There’s something about vacations that can spark a person’s creativity and inspire big thoughts. Mason and her colleague, Senior Lecturer William Duggan, have invested years of research into the question of how we reach flashes of insight and its connection to mind-wandering — with takeaways for getting more out of your next vacation.
Tune out the Noise
According to Mason and Duggan, who co-wrote the chapter “Strategic Intuition” for the Handbook of Intuition Research (Edward Elgar Publishing, 2011), daydreaming in a prolonged moment of reflection puts the brain in a relaxed state with relatively slow, rhythmic electrical activity that increases one’s ability to generate a novel solution — which is partly why Mason had those insights at the Bermuda beach. High stress and heightened anxiety decreases originality and mental fluidity, and also hinders our ability to retrieve memories.
But there’s more to productive mind-wandering than just relaxed daydreaming; it has to be the right kind of daydreaming. This poses a unique challenge for managers and other professionals who are juggling numerous tasks in unstructured work schedules. Mason says these people are more prone to be constantly asking themselves, “Wait, is there something I should be doing other than what I am currently doing?”
“I think this makes us stressed and distractible and prone to superficial thinking,” says Mason, who directs the Behavioral Research Lab at the Business School. “One might suggest that most of us generally turn this background-checking and monitoring off when we are on vacation. And I can believe that by doing so we can be more thoughtful. We suddenly have the patience to let the mind explore big ideas. It gets easier to adopt a big-picture perspective.”
For this reason, women might especially benefit from vacations, according to new research from Mason. In a forthcoming paper to be published in Motivation Science, she and co-authors Elizabeth Moulton-Tetlock of Columbia University and Janet N. Ahn and Elizabeth L. Haines of William Paterson University find that women exert greater mental effort than men to recall outstanding goals for which other people are beneficiaries. Whether it’s remembering that the laundry needs to be cleaned, that the dog needs a vet appointment, or that the fridge needs milk, it’s not just the physical doing of these tasks but also the mental self-reminding that takes a toll.

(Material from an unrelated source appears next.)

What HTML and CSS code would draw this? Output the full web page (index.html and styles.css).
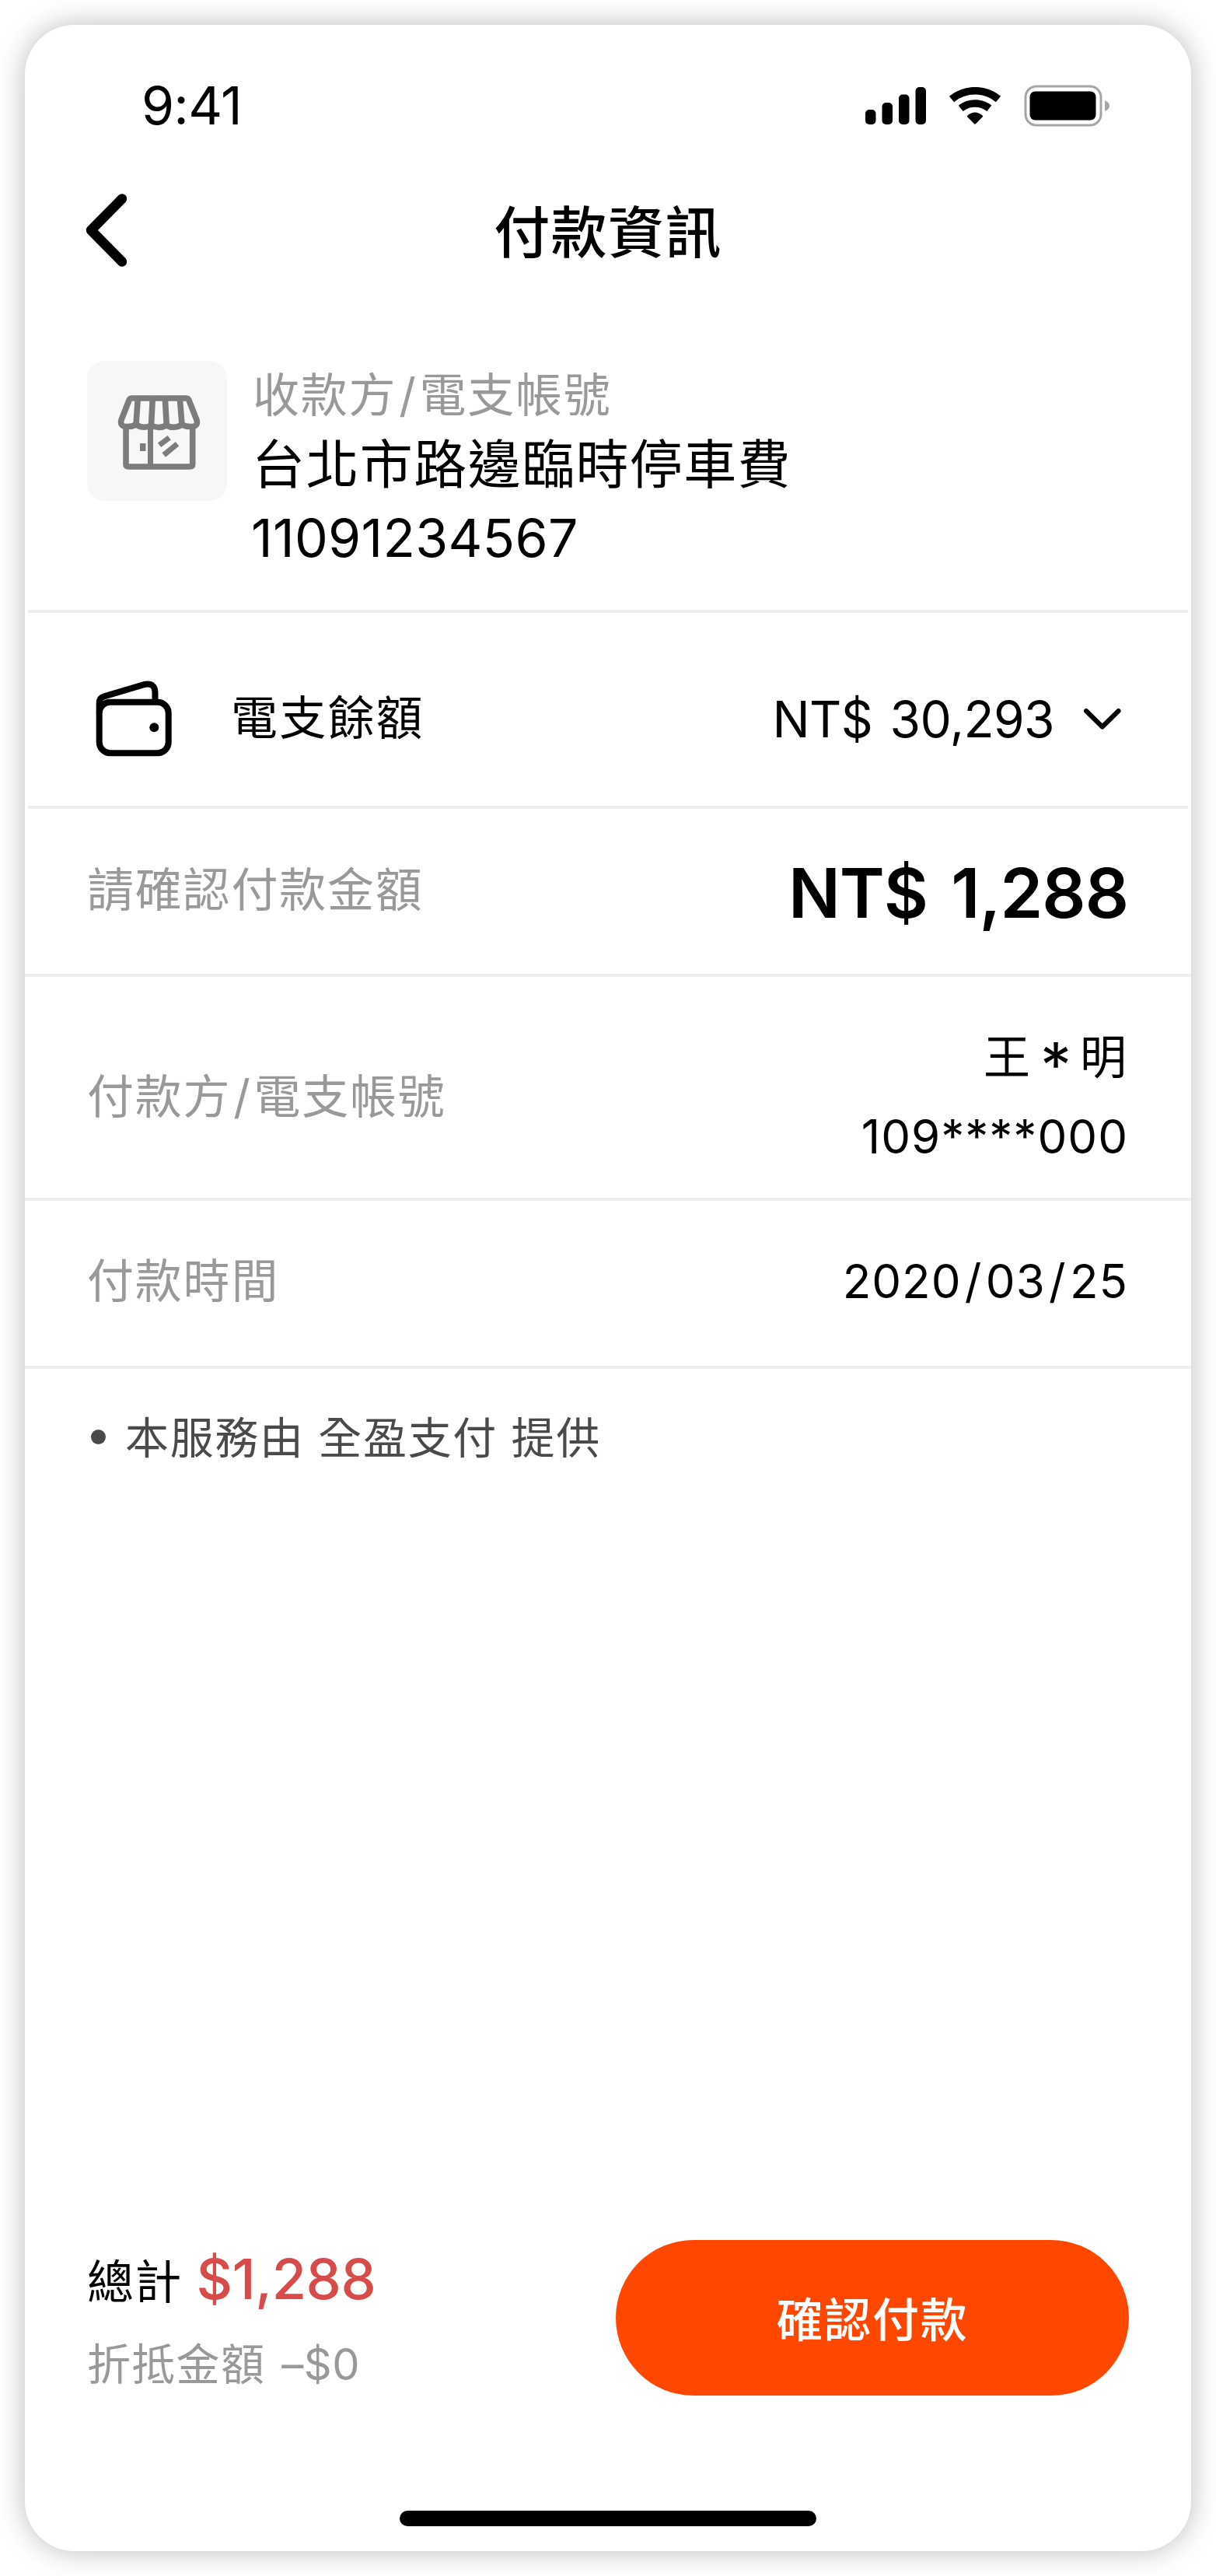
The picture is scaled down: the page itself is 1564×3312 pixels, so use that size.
FILE: index.html
```html
<!DOCTYPE html>
<html lang="zh-Hant">
<head>
    <meta charset="UTF-8">
    <meta name="viewport" content="width=device-width, initial-scale=1.0">
    <title>付款資訊</title>
    <link rel="stylesheet" href="styles.css">
</head>
<body>
    <div class="phone">
        <div class="status">
            <span class="time">9:41</span>
            <div class="status-icons">
                <svg class="signal" width="79" height="48" viewBox="0 0 79 48">
                    <rect x="0" y="29" width="13.5" height="19" rx="5" />
                    <rect x="21.5" y="20" width="13.5" height="28" rx="5" />
                    <rect x="43" y="9.5" width="13.5" height="38.5" rx="5" />
                    <rect x="64.5" y="0" width="13.5" height="48" rx="5" />
                </svg>
                <svg class="wifi" width="68" height="48" viewBox="0 0 68 48">
                    <path d="M4 15.5A47 47 0 0 1 64 15.5" fill="none" stroke="#000" stroke-width="9.6" />
                    <path d="M15.7 27.3A29.7 29.7 0 0 1 52.3 27.3" fill="none" stroke="#000" stroke-width="9.6" />
                    <path d="M24.5 36.5Q34 28.3 43.5 36.5Q44.6 37.4 43.8 38.2L34.9 47.3Q34 48 33.1 47.3L24.2 38.2Q23.4 37.4 24.5 36.5Z" />
                </svg>
                <svg class="battery" width="112" height="54" viewBox="0 0 112 54">
                    <rect x="2" y="2" width="97" height="50" rx="14" fill="none" stroke="#a6a6a6" stroke-width="3" />
                    <rect x="7.5" y="8.5" width="85" height="37" rx="7" />
                    <path d="M104 20Q110 22.5 110 27Q110 31.5 104 34Z" fill="#a6a6a6" />
                </svg>
            </div>
        </div>

        <div class="nav">
            <svg class="back" width="56" height="96" viewBox="0 0 56 96">
                <path d="M48 7.5L8 48L48 88.5" fill="none" stroke="#000" stroke-width="12.5" stroke-linecap="round" stroke-linejoin="round" />
            </svg>
            <h1>付款資訊</h1>
        </div>

        <div class="payee">
            <div class="store">
                <svg width="112" height="112" viewBox="0 0 112 112" fill="none" stroke="#7c7c7c" stroke-width="7.6">
                    <path d="M23.5 14H93.5Q96 14 97 16.5L107 42Q109 50 101 50.5Q94 51 88 48Q78 54 68 49Q58 54 48.5 49Q39 54 29 48Q23 51 16 50.5Q8 50 10 42L20 16.5Q21 14 23.5 14Z" stroke-linejoin="round" />
                    <path d="M31.3 14L29 48M50.3 14L48.5 49M66.3 14L68.3 49M85.3 14L88 48" />
                    <path d="M16 50V98.5Q16 102 19.5 102H98.2Q101.7 102 101.7 98.5V50" />
                    <path d="M47.5 50V102" stroke-width="7" />
                    <path d="M59 74.3L71.7 64.7M64.7 87L82 72.7" stroke-width="7" />
                    <rect x="34" y="72" width="7.5" height="10" fill="#7c7c7c" stroke="none" />
                </svg>
            </div>
            <div class="payee-info">
                <p class="label">收款方<i class="slash">/</i>電支帳號</p>
                <p class="payee-name">台北市路邊臨時停車費</p>
                <p class="payee-no">11091234567</p>
            </div>
        </div>

        <div class="wallet">
            <svg width="104" height="104" viewBox="0 0 104 104" fill="none" stroke="#000" stroke-width="8">
                <rect x="7.7" y="31.7" width="89" height="65.6" rx="14" />
                <path d="M7.7 46V33Q7.7 26 14 24.3L66 9Q79.5 6.5 79.5 20V32" />
                <circle cx="78.3" cy="64.3" r="6" fill="#000" stroke="none" />
            </svg>
            <span class="wallet-name">電支餘額</span>
            <span class="balance">NT$ 30,293</span>
            <svg width="48" height="28" viewBox="0 0 48 28">
                <path d="M3 3L23.8 23.5L44.6 3" fill="none" stroke="#000" stroke-width="6" stroke-linecap="round" stroke-linejoin="round" />
            </svg>
        </div>

        <div class="row row-amount">
            <span class="label">請確認付款金額</span>
            <span class="amount">NT$ 1,288</span>
        </div>
        <div class="row row-payer">
            <span class="label">付款方<i class="slash">/</i>電支帳號</span>
            <div class="value">
                <p class="payer-name">王<i>*</i>明</p>
                <p>109****000</p>
            </div>
        </div>
        <div class="row row-time">
            <span class="label">付款時間</span>
            <span class="value date">2020<i>/</i>03<i>/</i>25</span>
        </div>

        <ul class="notes">
            <li>本服務由 全盈支付 提供</li>
        </ul>

        <div class="footer">
            <div class="summary">
                <p class="total">總計<strong>$1,288</strong></p>
                <p class="discount">折抵金額<span>–$0</span></p>
            </div>
            <button class="pay">確認付款</button>
        </div>
        <div class="home-bar"></div>
    </div>
</body>
</html>
```

FILE: styles.css
```css
* {
    box-sizing: border-box;
}

body {
    margin: 0;
    padding: 32px;
    background-color: #fff;
    color: #000;
    font-family: Inter, "Noto Sans CJK TC", sans-serif;
    font-size: 60px;
}

p, h1, ul {
    margin: 0;
    padding: 0;
}

i {
    font-style: normal;
}

.phone {
    width: 1500px;
    height: 3248px;
    display: flex;
    flex-direction: column;
    background-color: #fff;
    border-radius: 64px;
    box-shadow: 0 0 36px rgba(0, 0, 0, 0.27);
}

/* status bar */
.status {
    height: 176px;
    padding: 30px 103px 0 150px;
    display: flex;
    align-items: center;
    justify-content: space-between;
}

.time {
    font-size: 68px;
    line-height: 80px;
    letter-spacing: -0.8px;
}

.status-icons {
    display: flex;
    align-items: center;
    padding-top: 2px;
}

.wifi {
    margin: 0 29px 0 28px;
}

/* title bar */
.nav {
    height: 184px;
    padding: 0 77px;
    display: grid;
    grid-template-columns: 56px 1fr 56px;
    align-items: center;
}

.back {
    margin-top: -9px;
}

.nav h1 {
    margin-top: -2px;
    font-size: 72px;
    font-weight: 500;
    line-height: 88px;
    letter-spacing: 1.4px;
    text-align: center;
}

/* payee */
.payee {
    height: 396px;
    margin: 0 4px;
    padding: 72px 76px 0;
    display: flex;
    gap: 33px;
    border-bottom: 4px solid #efefef;
}

.store {
    width: 180px;
    height: 180px;
    display: flex;
    align-items: center;
    justify-content: center;
    background-color: #f7f7f7;
    border-radius: 22px;
}

.payee-info {
    padding-top: 2px;
}

.payee-info .label {
    line-height: 84px;
}

.payee-name, .payee-no {
    font-size: 68px;
    line-height: 94px;
    letter-spacing: 1.4px;
}

.payee-name {
    margin-left: -1px;
}

.payee-no {
    margin-left: -2px;
    letter-spacing: 0.3px;
}

.label {
    color: #999;
    line-height: 76px;
    letter-spacing: 1.8px;
}

.slash {
    padding: 0 2.8px;
}

/* wallet */
.wallet {
    height: 252px;
    margin: 0 4px;
    padding: 22px 86px 0 84px;
    display: flex;
    align-items: center;
    border-bottom: 4px solid #efefef;
}

.wallet-name {
    margin-left: 73px;
    line-height: 76px;
    letter-spacing: 2.2px;
}

.balance {
    margin: 3px 38px 0 auto;
    font-size: 64px;
    line-height: 80px;
    letter-spacing: -0.6px;
    word-spacing: 5px;
}

.wallet svg:last-child {
    margin-top: 4px;
}

/* detail rows */
.row {
    height: 216px;
    padding: 0 81px 0 80px;
    display: flex;
    align-items: center;
    justify-content: space-between;
    border-bottom: 4px solid #efefef;
}

.row-amount {
    padding-bottom: 5px;
}

.amount {
    padding-top: 9px;
    font-size: 88px;
    font-weight: 600;
    line-height: 100px;
    letter-spacing: -1px;
    word-spacing: 9px;
}

.row-payer {
    height: 288px;
    padding-top: 24px;
}

.row-time {
    padding-bottom: 6px;
}

.value {
    line-height: 102px;
    letter-spacing: 1px;
    text-align: right;
}

.payer-name {
    letter-spacing: 2px;
}

.payer-name i {
    display: inline-block;
    width: 62px;
    font-size: 80px;
    line-height: 0;
    letter-spacing: 0;
    text-align: center;
    vertical-align: -17px;
}

.date i {
    padding: 0 4.3px;
}

.notes {
    list-style: none;
    padding: 51px 80px 0;
    color: #4a4a4a;
    font-size: 56px;
}

.notes li {
    display: flex;
    align-items: center;
    line-height: 76px;
    letter-spacing: 1.7px;
}

.notes li::before {
    content: "";
    width: 19px;
    height: 19px;
    margin: 0 25px 4px 5px;
    border-radius: 50%;
    background-color: #4a4a4a;
}

/* bottom bar */
.footer {
    height: 200px;
    margin-top: auto;
    padding: 0 80px;
    display: flex;
    justify-content: space-between;
}

.total {
    line-height: 108px;
    letter-spacing: 1.3px;
}

.total strong {
    margin-left: 18px;
    color: #d74b4b;
    font-size: 72px;
    font-weight: 500;
    line-height: 72px;
    letter-spacing: -0.4px;
}

.discount {
    color: #999;
    font-size: 56px;
    line-height: 104px;
    letter-spacing: 1.3px;
}

.discount span {
    margin-left: 21px;
    letter-spacing: 0.5px;
}

.pay {
    width: 660px;
    height: 200px;
    padding: 6px 0 0;
    border: none;
    border-radius: 100px;
    background-color: #ff4700;
    color: #fff;
    font-family: inherit;
    font-size: 60px;
    font-weight: 500;
    line-height: 76px;
    letter-spacing: 1.8px;
}

.home-bar {
    width: 536px;
    height: 20px;
    margin: 148px auto 32px;
    border-radius: 10px;
    background-color: #000;
}
```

“Women risk being mentally taxed by boosting the productivity of others,” according to the study, titled “Women’s Work: Remembering Communal Goals.” “One might also expect there to be downstream consequences to becoming saddled with this mnemonic activity in the form of stress, or diminished life and relationship satisfaction, or burnout.”
Consider the task of preparing dinner, says Mason. Aside physically cooking the pasta, you must also remember to pick up spaghetti sauce on the way home from work, and this outstanding goal is likely to hijack your attention during the day: Out of nowhere, you’ll suddenly be thinking about Ragu.
A vacation can free the mind from that kind of mental labor. Day to day, Mason adds, she is wary of allowing her own “prospective memory” to be filled with trivial to-dos that do nothing to forward her career or life goals.
“Vacation might be a time when you’re not thinking of that stuff in the background or those responsibilities,” she says, “so your mind is free to focus on what’s important.”
Ditch the Phone
Even if you go all the way to Bermuda, it’ll be hard to really get away if your smartphone goes with you, says Duggan. In his recent book, The Seventh Sense: How Flashes of Insight Change Your Life (Columbia Business School Publishing, 2015), Duggan highlights how the smartphone is engineered to draw our constant attention, which overwhelms our background mental activity. Research shows that even if your smartphone is off, your mind can’t help but constantly think about the device.
Duggan believes the smartphone has become the biggest obstacle to productive mind-wandering — which is why he doesn’t own or carry any type of mobile device. Duggan recommends leaving the smartphone home not just when you go on vacation, but also during regular activities such as when you go to the gym or eat a meal, if you want the benefits of mind-wandering.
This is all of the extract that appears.